My upcoming course will take this to a next level, which I will be announcing soon. But I assure you, you CAN learn Kanji in record time.
Here is my one month video below: More to come soon! cheers
Dear Marcus,
After thoroughly reading this post I have to say I feel pretty frustrated since the most important part which is radicals/primitives and how to properly utilize them is not trully explained in my opinion. How come do you have 350 radicals to work with when it is said there are 214 historical ones. Where can I find such material ?
Thank you
Adriano hello! Thank you for your comment! First things first, thanks for reading the article, and secondly, I know how you feel, try your best not to get frustrated! In the beginning, as we learn a new language, one of our biggest areas of stress, is “perceptual stress”, how we think and feel about the task ahead of us. I’ve based my techniques on the list of Kanji and radicals from the James Heisig Method, so I used this is a kind of “map” to navigate the creation of my systems using a pre-existing index. In the article, I say there are about 350 “pieces” that I encountered overall that represent most of what we need to function. In fact, when people talk about “radicals’, “primitives” and “pieces” it can all get a bit confusing! lol, I think I meant to put “350 pieces” in my graphic and put “350 radicals” instead.

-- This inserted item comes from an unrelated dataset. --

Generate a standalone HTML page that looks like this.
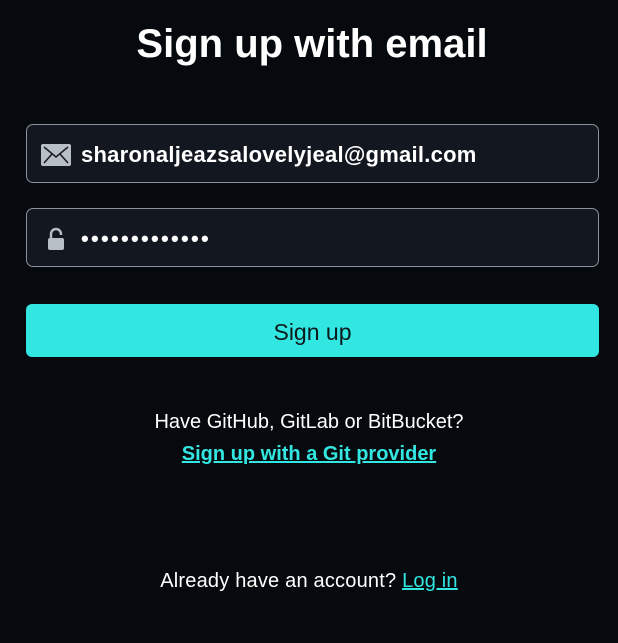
<!DOCTYPE html>
<html><head><style>
html,body{margin:0;padding:0;background:#06090d;width:618px;height:643px;overflow:hidden;font-family:"Liberation Sans",sans-serif;color:#fff}
h1{position:absolute;top:19px;left:3px;width:618px;text-align:center;margin:0;font-size:40px;font-weight:bold;line-height:50px}
.inp{position:absolute;left:26px;width:571px;height:57px;background:#121720;border:1px solid #8b929b;border-radius:7px}
.inp .t{position:absolute;left:54px;top:1px;line-height:57px;font-size:22px;font-weight:bold}
.btn{position:absolute;left:26px;top:304px;width:573px;height:53px;background:#32e6e2;border-radius:6px;color:#0c1a1c;font-size:23px;text-align:center;line-height:56px}
.c{position:absolute;left:0;width:618px;text-align:center;font-size:20px}
a{color:#32e6e2;text-decoration:underline}
</style></head><body>
<h1>Sign up with email</h1>
<div class="inp" style="top:124px">
<svg style="position:absolute;left:14px;top:19px" width="30" height="22" viewBox="0 0 30 22"><rect x="0" y="0" width="30" height="22" rx="2" fill="#b8bec6"/><path d="M3 3 L15 13 L27 3 M3 19 L11 10 M27 19 L19 10" stroke="#1a1f27" stroke-width="1.6" fill="none"/></svg>
<div class="t" style="letter-spacing:0.25px">sharonaljeazsalovelyjeal@gmail.com</div></div>
<div class="inp" style="top:208px">
<svg style="position:absolute;left:20px;top:18px" width="18" height="24" viewBox="0 0 18 24"><path d="M4 11 V7 a5 5 0 0 1 10 0 V8" stroke="#b8bec6" stroke-width="2.4" fill="none"/><rect x="1" y="11" width="16" height="12" rx="2" fill="#b8bec6"/></svg>
<div class="t" style="letter-spacing:2.3px;font-size:22px">•••••••••••••</div></div>
<div class="btn">Sign up</div>
<div class="c" style="top:411px">Have GitHub, GitLab or BitBucket?</div>
<div class="c" style="top:443px;font-weight:bold"><a>Sign up with a Git provider</a></div>
<div class="c" style="top:570px;letter-spacing:0.2px">Already have an account? <a>Log in</a></div>
</body></html>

The most important thing though : What you will learn when you master all the 214 radicals is
that most of the radicals have various forms (which are not counted) and then there are also about a 100+ Kanji to learn individually (that do not have Onymoi and Kunyomi reading) that you need to know to read the JLPT list. Many of the radicals/pieces you encounter have different forms (which are generally not counted) and these are some of the extra “pieces” that i refer to. I will actually edit the graphic in this article, re: “350 radicals” as it is a bit misleading. For example “person” is 人 which has three other variants 𠂉 𠆢 亻. These variants are just how they are written when used IN other Kanji, like 傘 (umbrella) or 似る (resembles). Another example, like “hand” 手 can be written as 龵 or 扌 when used in a Kanji for example 技(skill) or 看 (billboard). So for me, I stopped trying to count used weird words like “radicals”, “variants” and “primitives” because that was a constant headache! i just said “pieces” and simplified things. So I will update the graphic to say “350 pieces” as that is what was referring to in the article!
please tell me how is your Japanese learning journey is going?